La chute du shogunat et la restauration Meiji mirent fin à ces distinctions de plus en plus vides de sens. l‘abolition du statut des samurais par le nouveau gouvernement entraîna automatiquement la disparition des rônins. Sous le nouveau régime tous les citoyens étaient théoriquement égaux avec le statut d’heimin. Les descendants de samurais étaient qualifiés de shizoku, un terme qui ne s’accompagnait d’aucun privilège et n’indiquait qu’une origine. Parmi les rônins du Bakumatsu, certains furen même intégrés au sein des kazoku, les familles de la nouvelle noblesse de Meiji, composant l’oligarchie qui gouverna le Japon jusqu’au début du XXe siècle.
Le terme de rônin reste cependant encore employé comme une référence culturelle au Japon. Un rônin-sei est ainsi un candidat libre aux examens d’entrée universitaire.

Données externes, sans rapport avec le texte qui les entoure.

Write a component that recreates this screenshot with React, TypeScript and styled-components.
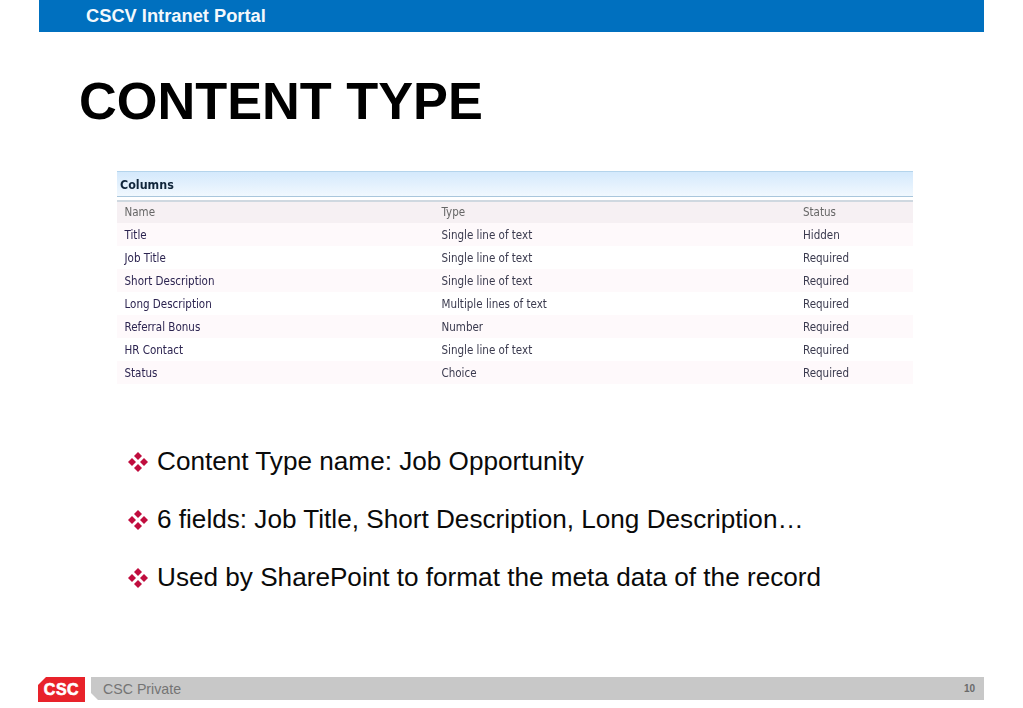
import React from "react";
import styled, { createGlobalStyle } from "styled-components";

const Global = createGlobalStyle`
  html, body { margin: 0; padding: 0; background: #fff; }
  body { font-family: "Liberation Sans", Arial, sans-serif; }
`;

const Slide = styled.div`
  width: 945px;
  height: 708px;
  margin-left: 39px;
  display: flex;
  flex-direction: column;
  color: #000;
`;

const TopBar = styled.header`
  height: 32px;
  background: #0070bf;
  color: #f4f8fc;
  font-size: 18.3px;
  font-weight: 700;
  line-height: 31px;
  padding-left: 47px;
`;

const Title = styled.h1`
  margin: 38px 0 0 40px;
  font-size: 52.3px;
  line-height: 62px;
  font-weight: 700;
  letter-spacing: 0;
`;

const Panel = styled.section`
  margin: 39px 0 0 78px;
  width: 796px;
  font-family: "DejaVu Sans", "Noto Sans", sans-serif;
  font-stretch: condensed;
  font-size: 11.5px;
  filter: blur(0.4px);
`;

const PanelHead = styled.div`
  height: 24px;
  line-height: 25px;
  padding-left: 3px;
  border-top: 1px solid #b4d4ec;
  background: linear-gradient(#d4e9fc, #f1f8fe);
  border-bottom: 1px solid #a9c6dc;
  font-size: 12.4px;
  font-weight: 700;
  color: #10253a;
`;

const Row = styled.div<{ $head?: boolean; $shade?: boolean }>`
  display: grid;
  grid-template-columns: 317px 361.5px 1fr;
  height: 23px;
  line-height: 25px;
  padding-left: 7.5px;
  color: ${(p) => (p.$head ? "#666" : "#3a3a4e")};
  background: ${(p) => (p.$head ? "#f6f0f3" : p.$shade ? "#fef9fb" : "#fff")};
`;

const HeadRow = styled(Row)`
  margin-top: 3px;
  border-top: 2px solid #cfd8e0;
  height: 21px;
  line-height: 21px;
`;

const NameLink = styled.span`
  color: #2c2450;
`;

const Bullets = styled.ul`
  list-style: none;
  margin: 63px 0 0 89px;
  padding: 0;
  display: flex;
  flex-direction: column;
  gap: 29px;
`;

const Bullet = styled.li`
  display: flex;
  align-items: center;
  gap: 9px;
  font-size: 26.15px;
  line-height: 29px;
  color: #0a0a0a;
`;

const Spacer = styled.div`
  flex: 1;
`;

const Footer = styled.footer`
  display: flex;
  height: 25px;
  margin-bottom: 6px;
  margin-left: -1px;
  gap: 6px;
  align-items: flex-start;
`;

const Logo = styled.div`
  width: 47px;
  height: 25px;
  background: #e8222a;
  clip-path: polygon(8px 0, 100% 0, 100% 100%, 0 100%, 0 8px);
  color: #fff;
  font-size: 16px;
  font-weight: 700;
  letter-spacing: 0.5px;
  line-height: 26px;
  text-align: center;
  -webkit-text-stroke: 0.6px #fff;
`;

const FooterBar = styled.div`
  flex: 1;
  height: 23px;
  background: #c8c8c8;
  clip-path: polygon(0 0, 100% 0, 100% 100%, 7px 100%, 0 16px);
  display: flex;
  justify-content: space-between;
  align-items: center;
  padding: 0 9px 0 12px;
  color: #747474;
  font-size: 14.2px;
`;

const PageNo = styled.span`
  font-size: 10px;
  font-weight: 700;
  color: #6a6a6a;
`;

function Diamonds() {
  return (
    <svg width="20" height="20" viewBox="2.5 2.5 15 15" aria-hidden="true">
      <g fill="#c00d3e">
        <path d="M10 2.5 13 5.5 10 8.5 7 5.5Z" />
        <path d="M10 11.5 13 14.5 10 17.5 7 14.5Z" />
        <path d="M5.5 7 8.5 10 5.5 13 2.5 10Z" />
        <path d="M14.5 7 17.5 10 14.5 13 11.5 10Z" />
      </g>
    </svg>
  );
}

const rows: [string, string, string][] = [
  ["Title", "Single line of text", "Hidden"],
  ["Job Title", "Single line of text", "Required"],
  ["Short Description", "Single line of text", "Required"],
  ["Long Description", "Multiple lines of text", "Required"],
  ["Referral Bonus", "Number", "Required"],
  ["HR Contact", "Single line of text", "Required"],
  ["Status", "Choice", "Required"],
];

const bullets = [
  "Content Type name: Job Opportunity",
  "6 fields: Job Title, Short Description, Long Description…",
  "Used by SharePoint to format the meta data of the record",
];

export default function App() {
  return (
    <Slide>
      <Global />
      <TopBar>CSCV Intranet Portal</TopBar>
      <Title>CONTENT TYPE</Title>
      <Panel>
        <PanelHead>Columns</PanelHead>
        <HeadRow $head>
          <span>Name</span>
          <span>Type</span>
          <span>Status</span>
        </HeadRow>
        {rows.map(([n, t, s], i) => (
          <Row key={n} $shade={i % 2 === 0}>
            <NameLink>{n}</NameLink>
            <span>{t}</span>
            <span>{s}</span>
          </Row>
        ))}
      </Panel>
      <Bullets>
        {bullets.map((b) => (
          <Bullet key={b}>
            <Diamonds />
            <span>{b}</span>
          </Bullet>
        ))}
      </Bullets>
      <Spacer />
      <Footer>
        <Logo>CSC</Logo>
        <FooterBar>
          <span>CSC Private</span>
          <PageNo>10</PageNo>
        </FooterBar>
      </Footer>
    </Slide>
  );
}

Un travailleur free-lance peut être qualifié de rônin si on considère le salaryman inséré dans une hiérarchie comme l’équivalent du samurai contemporain. Dans les deux cas l’utilisation du terme rônin reflète le fait d’agir en dehors d’une structure hiérarchique officielle. Si au début de l’époque Heisei (1989-2019) l’idée évoquait l’inquiétude et la précarité, elle sous entend désormais une connotation d’autonomie qui séduit plus les jeunes japonais. C’est globalement ce que la culture populaire japonaise retient aujourd’hui du rônin, amplifié à l’étranger avec le stéréotype du guerrier errant. Il véhicule une image du samurai plus libre et aventureuse que ce que la période Edo pouvait offrir mais aussi plus vertueuse que ce que les samurais du Sengoku Jidai auraient pu imaginer.